EXERCISE REQUIREMENTS –
Would you transcribe the whole listing exactly, minus its pictures?

## Start

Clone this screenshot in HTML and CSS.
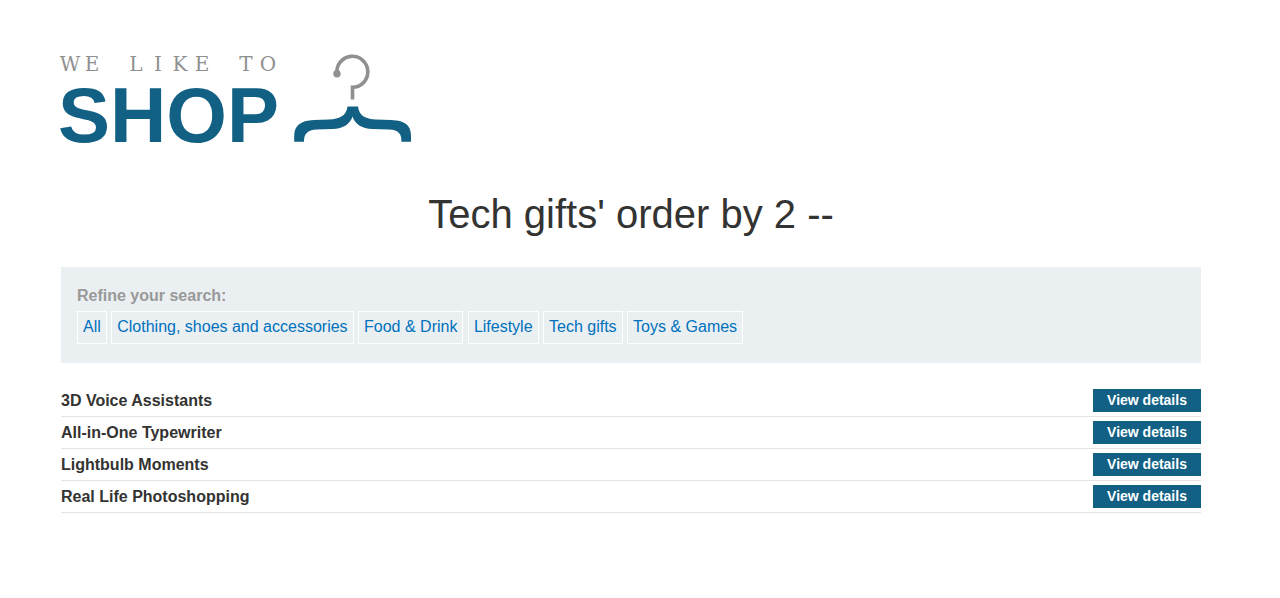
FILE: index.html
```html
<!DOCTYPE html>
<html lang="en">
<head>
<meta charset="utf-8">
<meta name="viewport" content="width=device-width, initial-scale=1">
<title>We Like to Shop</title>
<link rel="stylesheet" href="styles.css">
</head>
<body>
<main class="container">
  <header class="header">
    <svg class="logo" viewBox="0 0 352 96" role="img" aria-label="We like to shop">
      <text class="logo-small" x="9 31 53 75 97 119 141 163 185 207" y="21">WE LIKE TO</text>
      <text class="logo-big" x="-3" y="92">SHOP</text>
      <path class="hook" d="M276 24 A15.5 15.5 0 1 1 291.5 37.3 V49.5"/>
      <circle class="hook-tip" cx="276" cy="23.8" r="3.7"/>
      <path class="hanger" d="M286.500 56.500 H297 C298 65.500 304 69 315 69.500 L330 70 C345 70.500 350 76 350 86 V91.700 H340.500 C340.500 84 338 80 328 79.500 L312 79 C300 78.500 294 74 291.500 66.500 C289 74 283 78.500 271 79 L256 79.500 C246 80 243 84 243 91.700 H233.200 V86 C233.200 76 239 70.500 253 70 L268 69.500 C279 69 285.500 65.500 286.500 56.500 Z"/>
    </svg>
  </header>
  <h1 class="title">Tech gifts' order by 2 --</h1>
  <nav class="filters" aria-labelledby="filters-label">
    <div class="filters-label" id="filters-label">Refine your search:</div>
    <a class="filter" href="#">All</a>
    <a class="filter" href="#">Clothing, shoes and accessories</a>
    <a class="filter" href="#">Food &amp; Drink</a>
    <a class="filter" href="#">Lifestyle</a>
    <a class="filter" href="#">Tech gifts</a>
    <a class="filter" href="#">Toys &amp; Games</a>
  </nav>
  <table class="products">
    <tbody>
      <tr><th scope="row">3D Voice Assistants</th><td><a class="button" href="#">View details</a></td></tr>
      <tr><th scope="row">All-in-One Typewriter</th><td><a class="button" href="#">View details</a></td></tr>
      <tr><th scope="row">Lightbulb Moments</th><td><a class="button" href="#">View details</a></td></tr>
      <tr><th scope="row">Real Life Photoshopping</th><td><a class="button" href="#">View details</a></td></tr>
    </tbody>
  </table>
</main>
</body>
</html>
```

FILE: styles.css
```css
* {
  box-sizing: border-box;
}

body {
  margin: 0;
  padding: 50px 18px 0 0;
  background: #fff;
  color: #333332;
  font-family: "Liberation Sans", Arial, sans-serif;
  font-size: 16px;
  line-height: 22px;
}

.container {
  width: 90.4%;
  max-width: 1140px;
  margin: 0 auto;
}

.logo {
  display: block;
  width: 352px;
  height: 96px;
  overflow: visible;
}

.logo-small {
  fill: #8f9090;
  font-family: "DejaVu Serif", serif;
  font-size: 20px;
  text-anchor: middle;
}

.logo-big {
  fill: #126084;
  font-size: 78px;
  font-weight: bold;
}

.hook {
  fill: none;
  stroke: #8f9090;
  stroke-width: 3.6;
}

.hook-tip {
  fill: #8f9090;
}

.hanger {
  fill: #126084;
}

.title {
  margin: 44px 0 29px;
  font-size: 40px;
  font-weight: normal;
  line-height: 48px;
  text-align: center;
}

.filters {
  padding: 18px 16px 19px;
  background: #eaeff2;
}

.filters-label {
  margin-bottom: 4px;
  color: #999;
  font-weight: bold;
}

.filter {
  display: inline-block;
  padding: 4px 5px 5px;
  border: 1px solid #fff;
  color: #0071bc;
  text-decoration: none;
}

.products {
  width: 100%;
  margin-top: 22px;
  border-collapse: collapse;
}

.products th,
.products td {
  padding: 4px 0;
  border-bottom: 1px solid #e5e5e5;
}

.products th {
  text-align: left;
}

.products td {
  width: 108px;
}

.button {
  display: block;
  padding-bottom: 1px;
  background: #126084;
  color: #fff;
  font-size: 14px;
  font-weight: bold;
  text-align: center;
  text-decoration: none;
}
```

## End

WRITTEN SOLUTION –
Clone this screenshot in HTML and CSS.
FILE: index.html
```html
<!DOCTYPE html>
<html lang="en">
<head>
<meta charset="utf-8">
<meta name="viewport" content="width=device-width, initial-scale=1">
<title>We Like to Shop</title>
<link rel="stylesheet" href="styles.css">
</head>
<body>
<main class="container">
  <header class="header">
    <svg class="logo" viewBox="0 0 352 96" role="img" aria-label="We like to shop">
      <text class="logo-small" x="9 31 53 75 97 119 141 163 185 207" y="21">WE LIKE TO</text>
      <text class="logo-big" x="-3" y="92">SHOP</text>
      <path class="hook" d="M276 24 A15.5 15.5 0 1 1 291.5 37.3 V49.5"/>
      <circle class="hook-tip" cx="276" cy="23.8" r="3.7"/>
      <path class="hanger" d="M286.500 56.500 H297 C298 65.500 304 69 315 69.500 L330 70 C345 70.500 350 76 350 86 V91.700 H340.500 C340.500 84 338 80 328 79.500 L312 79 C300 78.500 294 74 291.500 66.500 C289 74 283 78.500 271 79 L256 79.500 C246 80 243 84 243 91.700 H233.200 V86 C233.200 76 239 70.500 253 70 L268 69.500 C279 69 285.500 65.500 286.500 56.500 Z"/>
    </svg>
  </header>
  <h1 class="title">Tech gifts' order by 2 --</h1>
  <nav class="filters" aria-labelledby="filters-label">
    <div class="filters-label" id="filters-label">Refine your search:</div>
    <a class="filter" href="#">All</a>
    <a class="filter" href="#">Clothing, shoes and accessories</a>
    <a class="filter" href="#">Food &amp; Drink</a>
    <a class="filter" href="#">Lifestyle</a>
    <a class="filter" href="#">Tech gifts</a>
    <a class="filter" href="#">Toys &amp; Games</a>
  </nav>
  <table class="products">
    <tbody>
      <tr><th scope="row">3D Voice Assistants</th><td><a class="button" href="#">View details</a></td></tr>
      <tr><th scope="row">All-in-One Typewriter</th><td><a class="button" href="#">View details</a></td></tr>
      <tr><th scope="row">Lightbulb Moments</th><td><a class="button" href="#">View details</a></td></tr>
      <tr><th scope="row">Real Life Photoshopping</th><td><a class="button" href="#">View details</a></td></tr>
    </tbody>
  </table>
</main>
</body>
</html>
```

FILE: styles.css
```css
* {
  box-sizing: border-box;
}

body {
  margin: 0;
  padding: 50px 18px 0 0;
  background: #fff;
  color: #333332;
  font-family: "Liberation Sans", Arial, sans-serif;
  font-size: 16px;
  line-height: 22px;
}

.container {
  width: 90.4%;
  max-width: 1140px;
  margin: 0 auto;
}

.logo {
  display: block;
  width: 352px;
  height: 96px;
  overflow: visible;
}

.logo-small {
  fill: #8f9090;
  font-family: "DejaVu Serif", serif;
  font-size: 20px;
  text-anchor: middle;
}

.logo-big {
  fill: #126084;
  font-size: 78px;
  font-weight: bold;
}

.hook {
  fill: none;
  stroke: #8f9090;
  stroke-width: 3.6;
}

.hook-tip {
  fill: #8f9090;
}

.hanger {
  fill: #126084;
}

.title {
  margin: 44px 0 29px;
  font-size: 40px;
  font-weight: normal;
  line-height: 48px;
  text-align: center;
}

.filters {
  padding: 18px 16px 19px;
  background: #eaeff2;
}

.filters-label {
  margin-bottom: 4px;
  color: #999;
  font-weight: bold;
}

.filter {
  display: inline-block;
  padding: 4px 5px 5px;
  border: 1px solid #fff;
  color: #0071bc;
  text-decoration: none;
}

.products {
  width: 100%;
  margin-top: 22px;
  border-collapse: collapse;
}

.products th,
.products td {
  padding: 4px 0;
  border-bottom: 1px solid #e5e5e5;
}

.products th {
  text-align: left;
}

.products td {
  width: 108px;
}

.button {
  display: block;
  padding-bottom: 1px;
  background: #126084;
  color: #fff;
  font-size: 14px;
  font-weight: bold;
  text-align: center;
  text-decoration: none;
}
```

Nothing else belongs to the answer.